**Records with interface code:**

+ + + + +

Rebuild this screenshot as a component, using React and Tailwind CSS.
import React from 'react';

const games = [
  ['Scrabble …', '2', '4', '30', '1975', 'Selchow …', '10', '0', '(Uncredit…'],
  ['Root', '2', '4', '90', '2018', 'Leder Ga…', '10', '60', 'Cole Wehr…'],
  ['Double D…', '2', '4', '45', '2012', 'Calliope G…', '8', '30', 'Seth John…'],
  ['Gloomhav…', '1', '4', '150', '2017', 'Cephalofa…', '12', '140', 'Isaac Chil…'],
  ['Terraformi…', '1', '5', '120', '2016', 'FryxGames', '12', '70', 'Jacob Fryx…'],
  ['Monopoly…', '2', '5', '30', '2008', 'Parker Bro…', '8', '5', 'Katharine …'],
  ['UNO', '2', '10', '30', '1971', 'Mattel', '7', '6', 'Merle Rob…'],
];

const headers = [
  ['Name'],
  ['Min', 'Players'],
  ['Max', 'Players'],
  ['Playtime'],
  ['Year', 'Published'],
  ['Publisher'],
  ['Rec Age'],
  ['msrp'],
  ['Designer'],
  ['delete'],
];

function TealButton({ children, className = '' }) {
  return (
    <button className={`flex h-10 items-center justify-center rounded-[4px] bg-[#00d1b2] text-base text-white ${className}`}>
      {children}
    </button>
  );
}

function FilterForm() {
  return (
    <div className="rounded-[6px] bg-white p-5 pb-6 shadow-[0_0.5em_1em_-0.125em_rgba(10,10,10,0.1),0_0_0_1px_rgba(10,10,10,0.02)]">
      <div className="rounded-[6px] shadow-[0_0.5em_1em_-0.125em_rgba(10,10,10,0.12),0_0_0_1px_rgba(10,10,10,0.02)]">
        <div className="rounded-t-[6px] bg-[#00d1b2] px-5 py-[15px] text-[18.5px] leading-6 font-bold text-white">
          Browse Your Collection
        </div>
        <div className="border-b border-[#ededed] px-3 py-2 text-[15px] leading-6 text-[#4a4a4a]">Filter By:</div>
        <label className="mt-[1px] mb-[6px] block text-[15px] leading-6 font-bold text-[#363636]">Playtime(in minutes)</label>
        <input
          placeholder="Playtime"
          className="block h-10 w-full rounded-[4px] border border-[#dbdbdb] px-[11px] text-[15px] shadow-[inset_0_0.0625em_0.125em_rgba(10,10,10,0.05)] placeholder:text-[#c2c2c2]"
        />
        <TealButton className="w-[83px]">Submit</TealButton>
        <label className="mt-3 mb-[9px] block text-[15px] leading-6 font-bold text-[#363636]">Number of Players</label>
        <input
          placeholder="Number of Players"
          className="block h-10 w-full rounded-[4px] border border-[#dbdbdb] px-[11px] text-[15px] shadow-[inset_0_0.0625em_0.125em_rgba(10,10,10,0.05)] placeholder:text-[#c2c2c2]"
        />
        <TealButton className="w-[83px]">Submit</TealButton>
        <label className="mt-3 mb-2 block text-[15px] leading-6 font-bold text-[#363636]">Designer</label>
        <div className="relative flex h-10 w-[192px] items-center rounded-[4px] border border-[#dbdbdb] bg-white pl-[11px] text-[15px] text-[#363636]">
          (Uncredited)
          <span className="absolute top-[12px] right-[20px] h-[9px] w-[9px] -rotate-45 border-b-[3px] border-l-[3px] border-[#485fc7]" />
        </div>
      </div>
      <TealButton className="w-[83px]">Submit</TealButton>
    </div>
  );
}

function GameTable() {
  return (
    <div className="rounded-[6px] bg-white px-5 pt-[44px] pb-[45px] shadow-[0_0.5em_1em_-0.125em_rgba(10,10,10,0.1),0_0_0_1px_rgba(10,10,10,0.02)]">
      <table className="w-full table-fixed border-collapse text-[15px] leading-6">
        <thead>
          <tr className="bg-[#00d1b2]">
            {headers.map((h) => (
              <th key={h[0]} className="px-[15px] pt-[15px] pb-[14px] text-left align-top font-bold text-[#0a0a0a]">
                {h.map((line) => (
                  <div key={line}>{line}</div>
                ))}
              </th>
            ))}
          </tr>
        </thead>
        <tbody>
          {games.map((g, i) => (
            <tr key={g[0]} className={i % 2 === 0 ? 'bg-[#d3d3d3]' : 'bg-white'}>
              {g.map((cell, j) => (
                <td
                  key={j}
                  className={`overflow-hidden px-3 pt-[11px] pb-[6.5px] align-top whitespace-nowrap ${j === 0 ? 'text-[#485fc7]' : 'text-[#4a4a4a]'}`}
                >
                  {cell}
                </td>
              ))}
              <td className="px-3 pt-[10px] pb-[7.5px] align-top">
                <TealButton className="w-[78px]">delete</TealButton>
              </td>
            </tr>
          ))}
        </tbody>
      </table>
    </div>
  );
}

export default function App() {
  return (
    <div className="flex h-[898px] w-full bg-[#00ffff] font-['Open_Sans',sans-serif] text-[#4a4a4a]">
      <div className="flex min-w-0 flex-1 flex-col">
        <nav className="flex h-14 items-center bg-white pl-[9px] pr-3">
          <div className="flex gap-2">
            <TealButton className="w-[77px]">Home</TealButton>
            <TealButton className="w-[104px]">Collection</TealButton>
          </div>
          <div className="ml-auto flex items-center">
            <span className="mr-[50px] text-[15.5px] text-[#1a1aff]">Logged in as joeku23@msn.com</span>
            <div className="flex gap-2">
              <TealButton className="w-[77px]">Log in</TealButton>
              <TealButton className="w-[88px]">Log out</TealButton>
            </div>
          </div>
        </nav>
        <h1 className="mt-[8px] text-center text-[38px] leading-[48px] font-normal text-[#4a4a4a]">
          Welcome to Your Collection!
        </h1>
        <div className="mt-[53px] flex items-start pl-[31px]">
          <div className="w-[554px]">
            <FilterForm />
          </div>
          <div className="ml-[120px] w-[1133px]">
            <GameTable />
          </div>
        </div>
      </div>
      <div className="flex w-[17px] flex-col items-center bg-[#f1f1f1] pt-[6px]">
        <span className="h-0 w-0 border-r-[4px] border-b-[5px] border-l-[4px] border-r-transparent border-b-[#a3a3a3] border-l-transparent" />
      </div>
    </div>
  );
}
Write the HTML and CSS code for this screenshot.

+ + + + +

**Short task:**
Restate, please, word for word the span of records running from the first line to the line bearing "import React from 'react';", both included, and nothing outside it.

**Answer in full:**
Rebuild this screenshot as a component, using React and Tailwind CSS.
import React from 'react';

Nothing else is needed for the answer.